Polisi Bidik Sindikat Kartel Sapi

Selasa, 25 Agustus 2015 - 10:24 WIB
Polisi Bidik Sindikat Kartel Sapi
Polisi Bidik Sindikat Kartel Sapi
A A A
JAKARTA - Polda Metro Jaya bersama Pemprov DKI Jakarta dan Komisi Pengawas Persaingan Usaha (KPPU) melakukan joint investigation untuk mengungkap sindikat kartel sapi.

Upaya ini untuk menindaklanjuti kelangkaan dan kenaikan harga daging sapi beberapa waktu lalu. Kemarin polisi memeriksa 11 saksi dari tujuh perusahaan feedlotter, yaitu pemilik, manajer akunting, dan manajer operasional perusahaan. Ada juga dua saksi ahli yang turut dimintai pendapatnya oleh penyidik.

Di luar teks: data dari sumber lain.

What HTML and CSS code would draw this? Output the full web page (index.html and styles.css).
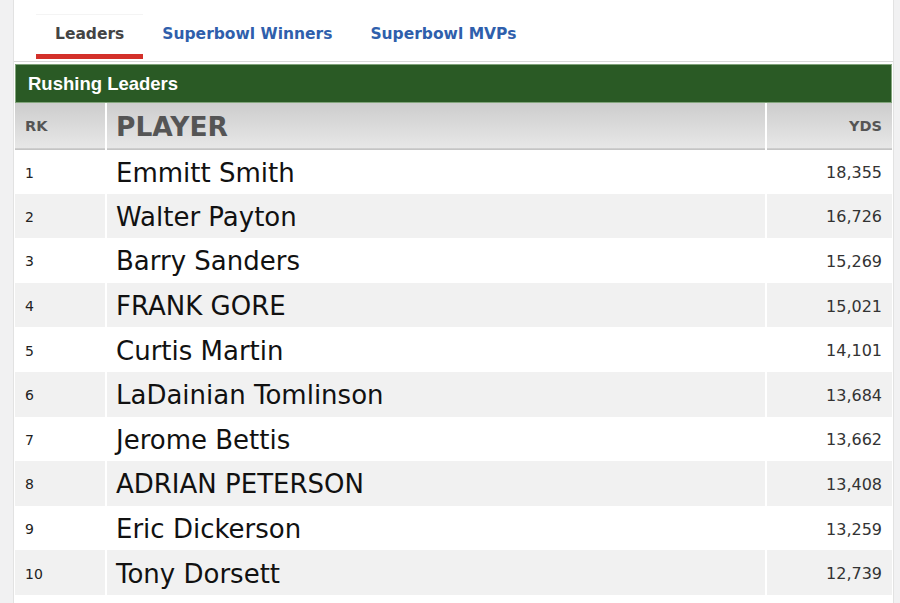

”Sampai detik ini kami masih melakukan penyelidikan. Saksi dari tujuh perusahaan feedlotter yang disidak tempatnya. Saat kami sidak ada banyak sapi yang sudah siap potong, tapi masih di situ,” ujar Direktur Reserse Kriminal Khusus Polda Metro Jaya Kombes Pol Mujiyono kemarin.

Jika para importir terbukti melakukan pelanggaran atas distribusi daging sapi, mereka akan diberi efek jera dengan dikenakan pasal tentang perdagangan, tindak pidana ekonomi, tindak pidana pemberantasan korupsi, TPPU, serta undang-undang pangan. Kepala Dinas Kelautan, Pertanian, dan Ketahanan Pangan Pemprov DKI Jakarta Darjamuni mengungkapkan, pasokan daging sapi di Ibu Kota saat ini dalam kondisi aman, tidak seperti beberapa waktu lalu yang mengalami kelangkaan.

Namun, dia menyayangkan masih tingginya harga sapi di pasaran. Dari hasil pantauan, harga daging sapi per kilogramnya masih berkisar Rp120.000- 135.000. ”Kami harap harganya bisa di bawah Rp100.000. Seharusnya setelah Lebaran harga turun, kok ini malah naik,” ucapnya. Direktur Penindakan KPPU Gopprera Panggabean menemukan adanya indikasi kartel sapi di balik kelangkaan dan melonjaknya harga daging.

Pihaknya sudah mencurigai permainan harga antarsesama importir daging sejak dua tahun lalu. ”Untuk kasus daging ini sudah kami monitor sejak 2013, dan kami telah sampaikan ke komisioner. Ketika cukup alat bukti, komisioner memutuskan untuk diadakan pemeriksaan,” ungkapnya.

Dia menjelaskan, pemerintah dengan tegas mengatur dalam Pasal 11 UU No 5 Tahun 1999 bahwa para pelaku usaha dilarang membuat perjanjian dengan pesaingnya yang bermaksud memengaruhi harga, guna mengatur produksi dan atau pemasaran suatu barang dan atau jasa yang dapat mengakibatkan terjadinya praktik monopoli dan atau persaingan usaha tidak sehat.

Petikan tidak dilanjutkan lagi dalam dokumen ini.